# [Data]
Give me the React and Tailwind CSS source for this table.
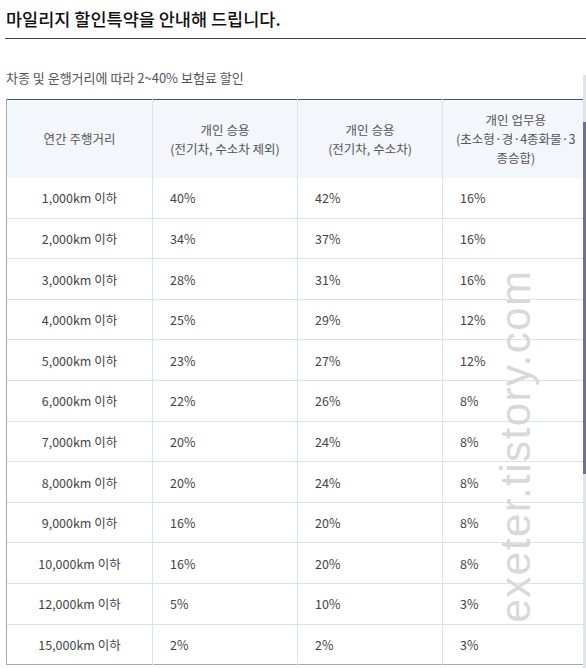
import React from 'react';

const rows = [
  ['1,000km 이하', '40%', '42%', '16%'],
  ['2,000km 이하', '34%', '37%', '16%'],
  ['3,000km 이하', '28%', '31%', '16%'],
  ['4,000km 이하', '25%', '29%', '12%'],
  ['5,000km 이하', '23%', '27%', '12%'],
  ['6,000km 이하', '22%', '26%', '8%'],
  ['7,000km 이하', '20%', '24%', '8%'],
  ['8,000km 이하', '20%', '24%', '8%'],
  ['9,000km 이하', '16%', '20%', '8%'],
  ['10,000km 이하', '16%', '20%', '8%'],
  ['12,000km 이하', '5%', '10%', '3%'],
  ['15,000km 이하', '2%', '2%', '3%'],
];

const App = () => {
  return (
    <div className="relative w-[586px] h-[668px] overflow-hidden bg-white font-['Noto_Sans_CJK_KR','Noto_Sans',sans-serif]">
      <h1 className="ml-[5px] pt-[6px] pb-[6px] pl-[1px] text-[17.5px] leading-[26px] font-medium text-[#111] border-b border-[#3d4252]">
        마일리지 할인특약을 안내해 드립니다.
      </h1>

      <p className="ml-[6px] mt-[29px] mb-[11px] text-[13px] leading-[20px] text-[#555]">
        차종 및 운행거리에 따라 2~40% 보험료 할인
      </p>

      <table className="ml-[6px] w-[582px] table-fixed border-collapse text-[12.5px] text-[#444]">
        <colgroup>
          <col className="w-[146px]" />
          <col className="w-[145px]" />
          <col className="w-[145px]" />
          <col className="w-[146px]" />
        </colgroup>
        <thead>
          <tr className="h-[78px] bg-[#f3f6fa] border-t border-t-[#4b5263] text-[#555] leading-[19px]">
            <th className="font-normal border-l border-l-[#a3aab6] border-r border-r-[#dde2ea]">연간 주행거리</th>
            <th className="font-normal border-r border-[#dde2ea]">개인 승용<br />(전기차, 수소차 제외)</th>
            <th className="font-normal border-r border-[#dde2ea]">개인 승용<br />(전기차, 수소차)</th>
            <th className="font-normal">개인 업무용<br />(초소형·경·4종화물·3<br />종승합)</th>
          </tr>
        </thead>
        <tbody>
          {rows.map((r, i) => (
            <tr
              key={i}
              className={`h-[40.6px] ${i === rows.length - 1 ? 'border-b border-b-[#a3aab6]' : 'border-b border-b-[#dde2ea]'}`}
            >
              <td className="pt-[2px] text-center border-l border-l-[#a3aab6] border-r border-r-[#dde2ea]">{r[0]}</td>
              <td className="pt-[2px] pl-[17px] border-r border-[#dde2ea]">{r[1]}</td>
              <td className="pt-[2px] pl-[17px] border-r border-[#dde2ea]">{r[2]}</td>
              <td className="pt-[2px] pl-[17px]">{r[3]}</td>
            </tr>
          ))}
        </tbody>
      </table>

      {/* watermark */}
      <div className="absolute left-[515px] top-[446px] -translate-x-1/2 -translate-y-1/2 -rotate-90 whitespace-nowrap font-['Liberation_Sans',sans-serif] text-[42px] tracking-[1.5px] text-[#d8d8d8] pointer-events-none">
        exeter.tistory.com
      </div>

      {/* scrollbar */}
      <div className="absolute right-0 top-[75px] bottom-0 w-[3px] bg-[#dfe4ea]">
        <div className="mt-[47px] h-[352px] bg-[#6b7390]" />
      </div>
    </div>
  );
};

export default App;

# [Given request]
From the opening line of the listing above through the line bearing "import React from 'react';", repeat each line exactly. Drop every picture.

# [The reply]
Give me the React and Tailwind CSS source for this table.
import React from 'react';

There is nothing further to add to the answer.